Set problem: Find the lines below that contain the string "React". Copy each one.

Data section:
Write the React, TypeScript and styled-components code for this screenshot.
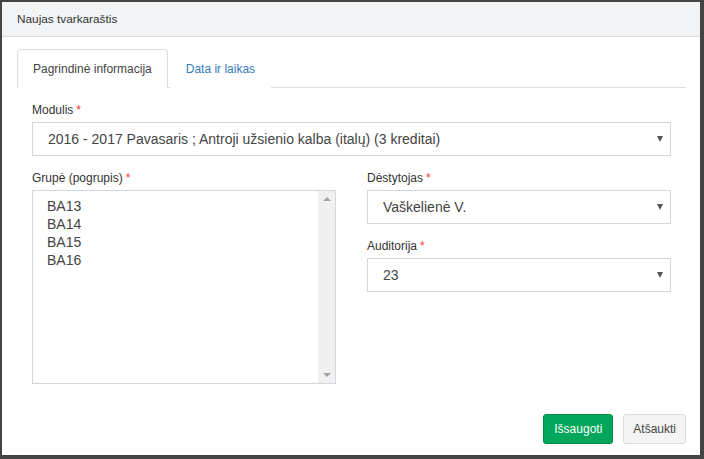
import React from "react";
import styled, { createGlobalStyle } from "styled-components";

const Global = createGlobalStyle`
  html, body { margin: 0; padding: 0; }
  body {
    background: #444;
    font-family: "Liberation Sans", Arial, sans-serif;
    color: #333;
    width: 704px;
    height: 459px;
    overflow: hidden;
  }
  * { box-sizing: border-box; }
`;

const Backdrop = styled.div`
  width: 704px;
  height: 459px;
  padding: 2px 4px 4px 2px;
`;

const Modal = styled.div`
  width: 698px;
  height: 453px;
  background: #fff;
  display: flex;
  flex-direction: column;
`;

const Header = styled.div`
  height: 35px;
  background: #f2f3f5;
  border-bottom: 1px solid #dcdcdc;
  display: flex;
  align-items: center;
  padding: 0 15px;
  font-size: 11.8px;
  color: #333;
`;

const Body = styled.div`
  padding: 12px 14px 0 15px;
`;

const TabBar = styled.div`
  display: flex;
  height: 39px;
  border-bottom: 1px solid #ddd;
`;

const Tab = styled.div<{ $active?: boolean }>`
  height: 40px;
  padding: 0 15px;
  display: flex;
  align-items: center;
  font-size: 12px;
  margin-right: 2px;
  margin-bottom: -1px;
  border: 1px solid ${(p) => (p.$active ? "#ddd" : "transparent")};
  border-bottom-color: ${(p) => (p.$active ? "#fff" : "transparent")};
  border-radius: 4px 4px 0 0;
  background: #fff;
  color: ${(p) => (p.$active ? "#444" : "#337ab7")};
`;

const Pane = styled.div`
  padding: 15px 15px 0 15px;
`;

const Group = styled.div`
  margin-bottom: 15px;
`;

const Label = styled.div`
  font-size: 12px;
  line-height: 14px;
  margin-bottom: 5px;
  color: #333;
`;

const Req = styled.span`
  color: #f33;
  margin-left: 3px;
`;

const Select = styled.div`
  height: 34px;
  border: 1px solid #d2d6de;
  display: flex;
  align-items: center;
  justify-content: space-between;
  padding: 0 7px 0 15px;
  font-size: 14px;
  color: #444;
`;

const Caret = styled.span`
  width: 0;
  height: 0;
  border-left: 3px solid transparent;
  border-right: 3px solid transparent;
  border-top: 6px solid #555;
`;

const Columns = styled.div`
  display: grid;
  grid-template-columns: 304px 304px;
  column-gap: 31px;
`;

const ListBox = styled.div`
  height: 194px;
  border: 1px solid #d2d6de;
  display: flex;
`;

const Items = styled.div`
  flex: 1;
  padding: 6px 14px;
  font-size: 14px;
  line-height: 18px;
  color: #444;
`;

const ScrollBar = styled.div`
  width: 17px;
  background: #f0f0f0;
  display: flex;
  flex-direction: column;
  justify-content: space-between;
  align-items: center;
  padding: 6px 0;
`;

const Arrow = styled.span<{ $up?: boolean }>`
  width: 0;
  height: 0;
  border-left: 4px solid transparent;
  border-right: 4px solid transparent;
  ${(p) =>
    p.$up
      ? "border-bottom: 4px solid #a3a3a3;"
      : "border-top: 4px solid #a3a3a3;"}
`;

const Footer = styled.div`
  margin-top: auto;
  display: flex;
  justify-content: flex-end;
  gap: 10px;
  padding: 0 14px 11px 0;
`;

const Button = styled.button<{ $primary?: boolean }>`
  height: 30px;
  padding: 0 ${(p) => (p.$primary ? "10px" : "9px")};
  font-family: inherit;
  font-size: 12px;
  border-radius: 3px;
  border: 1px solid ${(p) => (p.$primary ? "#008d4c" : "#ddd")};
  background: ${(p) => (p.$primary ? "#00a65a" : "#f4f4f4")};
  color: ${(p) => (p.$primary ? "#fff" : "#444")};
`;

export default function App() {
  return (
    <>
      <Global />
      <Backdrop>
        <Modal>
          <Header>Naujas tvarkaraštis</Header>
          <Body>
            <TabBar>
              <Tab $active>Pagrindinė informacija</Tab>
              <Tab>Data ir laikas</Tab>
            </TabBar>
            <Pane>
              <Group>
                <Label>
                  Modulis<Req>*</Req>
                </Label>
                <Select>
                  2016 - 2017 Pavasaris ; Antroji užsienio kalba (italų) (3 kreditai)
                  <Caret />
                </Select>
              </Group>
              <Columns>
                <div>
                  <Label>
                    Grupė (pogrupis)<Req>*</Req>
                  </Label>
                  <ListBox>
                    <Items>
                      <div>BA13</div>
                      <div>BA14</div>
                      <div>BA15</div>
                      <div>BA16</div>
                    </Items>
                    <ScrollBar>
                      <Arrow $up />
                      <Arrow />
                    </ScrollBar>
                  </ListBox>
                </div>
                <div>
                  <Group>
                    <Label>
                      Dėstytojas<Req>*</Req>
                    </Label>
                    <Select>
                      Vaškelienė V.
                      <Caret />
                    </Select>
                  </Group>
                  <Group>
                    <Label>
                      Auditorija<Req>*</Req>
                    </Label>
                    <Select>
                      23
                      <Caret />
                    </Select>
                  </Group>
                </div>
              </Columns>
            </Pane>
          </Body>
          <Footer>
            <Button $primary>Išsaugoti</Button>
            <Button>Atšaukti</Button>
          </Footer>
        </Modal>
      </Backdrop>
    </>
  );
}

Expected output:
Write the React, TypeScript and styled-components code for this screenshot.
import React from "react";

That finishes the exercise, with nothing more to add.